Do this -> Work out how many lines in the listing below include the word "styles". Give nothing but the number.

-- START Dataset rows --

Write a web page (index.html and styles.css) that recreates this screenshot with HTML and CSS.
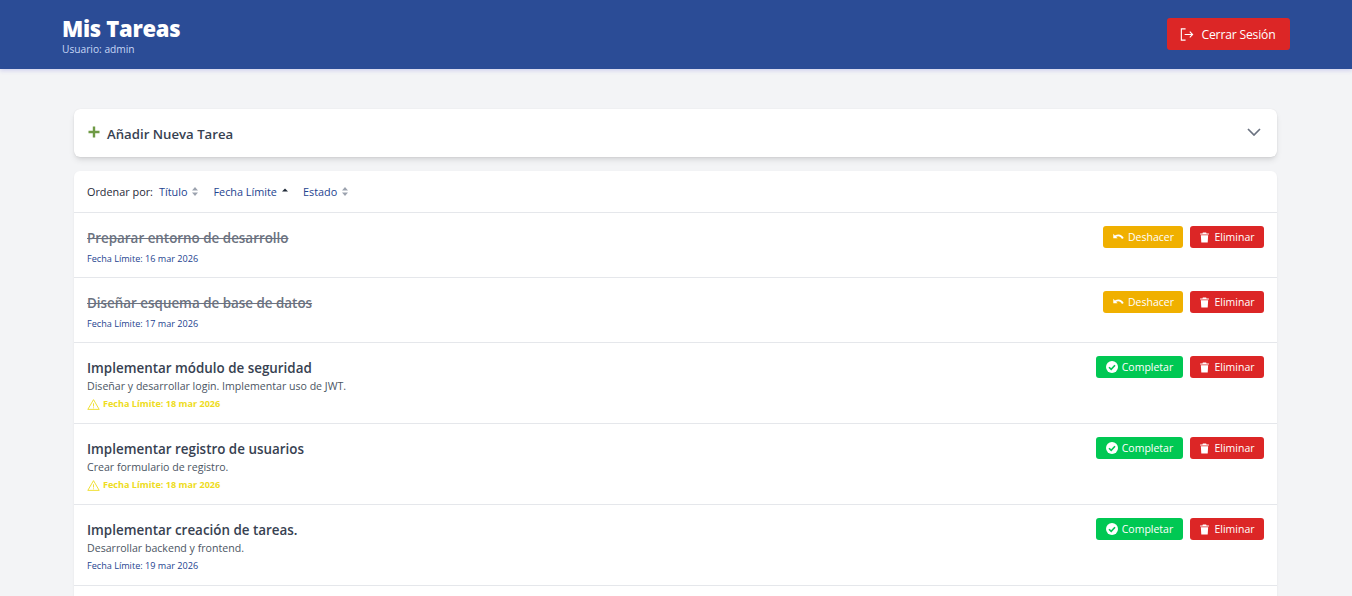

-- END Dataset rows --
-- START Dataset rows --

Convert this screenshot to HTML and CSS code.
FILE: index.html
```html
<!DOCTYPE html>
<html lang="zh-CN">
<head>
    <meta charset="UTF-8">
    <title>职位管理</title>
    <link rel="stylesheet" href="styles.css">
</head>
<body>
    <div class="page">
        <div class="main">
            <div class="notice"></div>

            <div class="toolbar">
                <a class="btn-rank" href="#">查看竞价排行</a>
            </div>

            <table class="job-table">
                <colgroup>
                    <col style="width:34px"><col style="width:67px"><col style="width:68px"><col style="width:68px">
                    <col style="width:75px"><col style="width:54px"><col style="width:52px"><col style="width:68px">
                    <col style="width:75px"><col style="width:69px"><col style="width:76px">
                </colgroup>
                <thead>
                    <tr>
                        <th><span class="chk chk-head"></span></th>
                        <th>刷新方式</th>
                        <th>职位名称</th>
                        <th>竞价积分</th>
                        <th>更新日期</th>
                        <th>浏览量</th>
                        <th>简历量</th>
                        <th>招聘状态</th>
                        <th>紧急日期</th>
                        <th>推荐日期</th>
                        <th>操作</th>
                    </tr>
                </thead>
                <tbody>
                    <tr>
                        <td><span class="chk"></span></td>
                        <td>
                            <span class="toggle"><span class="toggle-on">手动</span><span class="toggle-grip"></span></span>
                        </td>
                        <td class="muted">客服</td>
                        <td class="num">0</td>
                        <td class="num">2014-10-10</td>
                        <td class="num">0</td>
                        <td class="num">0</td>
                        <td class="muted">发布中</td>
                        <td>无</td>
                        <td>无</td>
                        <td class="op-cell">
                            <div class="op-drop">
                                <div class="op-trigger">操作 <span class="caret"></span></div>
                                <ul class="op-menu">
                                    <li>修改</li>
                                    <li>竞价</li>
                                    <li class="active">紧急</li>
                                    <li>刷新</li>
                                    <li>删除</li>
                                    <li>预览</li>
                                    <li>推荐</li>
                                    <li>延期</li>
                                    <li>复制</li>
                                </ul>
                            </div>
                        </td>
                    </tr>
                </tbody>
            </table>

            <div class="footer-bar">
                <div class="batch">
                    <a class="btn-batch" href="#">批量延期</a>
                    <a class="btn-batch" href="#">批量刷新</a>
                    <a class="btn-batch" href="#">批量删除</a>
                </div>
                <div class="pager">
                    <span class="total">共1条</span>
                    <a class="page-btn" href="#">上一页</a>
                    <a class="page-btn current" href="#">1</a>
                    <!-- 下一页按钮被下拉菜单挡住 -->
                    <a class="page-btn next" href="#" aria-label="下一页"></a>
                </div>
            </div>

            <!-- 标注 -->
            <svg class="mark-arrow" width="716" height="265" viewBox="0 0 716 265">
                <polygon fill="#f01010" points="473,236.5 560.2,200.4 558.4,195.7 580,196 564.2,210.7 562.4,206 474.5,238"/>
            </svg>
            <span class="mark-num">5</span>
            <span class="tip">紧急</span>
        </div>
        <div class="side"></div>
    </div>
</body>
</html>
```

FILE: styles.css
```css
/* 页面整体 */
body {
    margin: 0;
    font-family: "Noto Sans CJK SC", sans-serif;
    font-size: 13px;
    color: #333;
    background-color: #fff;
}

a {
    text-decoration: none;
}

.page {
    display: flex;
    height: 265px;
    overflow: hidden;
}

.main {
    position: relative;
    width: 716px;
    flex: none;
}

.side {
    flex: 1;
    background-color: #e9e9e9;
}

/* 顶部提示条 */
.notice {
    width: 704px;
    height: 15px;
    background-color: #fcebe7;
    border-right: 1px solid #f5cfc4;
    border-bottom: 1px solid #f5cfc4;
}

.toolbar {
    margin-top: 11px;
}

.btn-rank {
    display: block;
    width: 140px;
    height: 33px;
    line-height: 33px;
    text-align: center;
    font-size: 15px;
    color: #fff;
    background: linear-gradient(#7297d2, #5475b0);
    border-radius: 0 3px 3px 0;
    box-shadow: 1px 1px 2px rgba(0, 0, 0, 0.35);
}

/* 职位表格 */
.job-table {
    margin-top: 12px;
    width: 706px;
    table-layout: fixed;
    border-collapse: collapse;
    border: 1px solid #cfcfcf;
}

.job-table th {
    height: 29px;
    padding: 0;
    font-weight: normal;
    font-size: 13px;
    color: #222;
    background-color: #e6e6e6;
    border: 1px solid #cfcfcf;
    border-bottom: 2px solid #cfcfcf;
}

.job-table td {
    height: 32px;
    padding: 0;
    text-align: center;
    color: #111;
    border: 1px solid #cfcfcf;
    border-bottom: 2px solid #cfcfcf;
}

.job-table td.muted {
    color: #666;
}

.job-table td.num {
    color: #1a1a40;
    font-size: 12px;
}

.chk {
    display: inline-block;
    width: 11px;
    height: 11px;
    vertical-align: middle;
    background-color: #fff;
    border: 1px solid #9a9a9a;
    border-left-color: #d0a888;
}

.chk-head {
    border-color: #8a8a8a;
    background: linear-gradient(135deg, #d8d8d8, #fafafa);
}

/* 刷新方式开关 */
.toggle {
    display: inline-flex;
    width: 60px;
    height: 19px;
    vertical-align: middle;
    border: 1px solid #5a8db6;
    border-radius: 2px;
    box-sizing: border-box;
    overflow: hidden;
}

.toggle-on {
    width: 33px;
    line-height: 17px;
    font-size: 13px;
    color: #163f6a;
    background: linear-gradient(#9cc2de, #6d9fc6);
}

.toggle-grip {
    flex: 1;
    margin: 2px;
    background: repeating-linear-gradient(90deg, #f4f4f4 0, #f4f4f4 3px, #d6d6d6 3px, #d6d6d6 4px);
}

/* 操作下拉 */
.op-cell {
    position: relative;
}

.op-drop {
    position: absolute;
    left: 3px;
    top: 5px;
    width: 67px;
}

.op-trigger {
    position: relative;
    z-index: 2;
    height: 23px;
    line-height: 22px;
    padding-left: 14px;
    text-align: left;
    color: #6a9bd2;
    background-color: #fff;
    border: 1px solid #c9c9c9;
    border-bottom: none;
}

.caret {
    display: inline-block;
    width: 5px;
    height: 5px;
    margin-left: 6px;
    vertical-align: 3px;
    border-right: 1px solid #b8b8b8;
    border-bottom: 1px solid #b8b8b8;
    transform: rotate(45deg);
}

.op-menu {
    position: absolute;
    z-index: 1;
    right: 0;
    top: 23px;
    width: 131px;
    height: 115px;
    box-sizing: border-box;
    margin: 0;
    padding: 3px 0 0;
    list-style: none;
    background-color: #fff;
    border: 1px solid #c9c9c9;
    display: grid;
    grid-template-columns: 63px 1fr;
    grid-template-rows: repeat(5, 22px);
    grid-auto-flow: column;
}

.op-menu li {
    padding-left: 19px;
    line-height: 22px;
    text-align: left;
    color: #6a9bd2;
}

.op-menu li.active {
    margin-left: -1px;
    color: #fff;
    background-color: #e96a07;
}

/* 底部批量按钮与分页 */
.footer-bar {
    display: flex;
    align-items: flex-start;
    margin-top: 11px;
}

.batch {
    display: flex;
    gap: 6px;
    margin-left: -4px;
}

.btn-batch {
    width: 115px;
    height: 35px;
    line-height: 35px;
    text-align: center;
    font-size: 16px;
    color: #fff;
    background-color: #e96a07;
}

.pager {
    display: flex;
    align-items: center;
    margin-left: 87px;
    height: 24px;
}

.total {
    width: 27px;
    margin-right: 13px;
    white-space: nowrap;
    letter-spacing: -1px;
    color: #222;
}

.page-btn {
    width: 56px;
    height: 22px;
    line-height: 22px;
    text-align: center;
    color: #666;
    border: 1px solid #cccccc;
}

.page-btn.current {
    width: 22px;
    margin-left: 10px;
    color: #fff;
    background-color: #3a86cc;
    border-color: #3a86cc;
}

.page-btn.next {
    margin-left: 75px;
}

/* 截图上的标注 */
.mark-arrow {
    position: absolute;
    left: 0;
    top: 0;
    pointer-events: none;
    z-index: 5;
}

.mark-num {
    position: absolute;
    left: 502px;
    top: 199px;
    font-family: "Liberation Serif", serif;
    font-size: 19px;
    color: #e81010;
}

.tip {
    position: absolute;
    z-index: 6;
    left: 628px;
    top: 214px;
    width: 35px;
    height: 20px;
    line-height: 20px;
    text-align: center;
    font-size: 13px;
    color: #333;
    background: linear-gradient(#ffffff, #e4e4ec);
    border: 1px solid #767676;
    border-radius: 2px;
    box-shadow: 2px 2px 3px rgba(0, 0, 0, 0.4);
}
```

-- END Dataset rows --

Answer for this exercise -> 3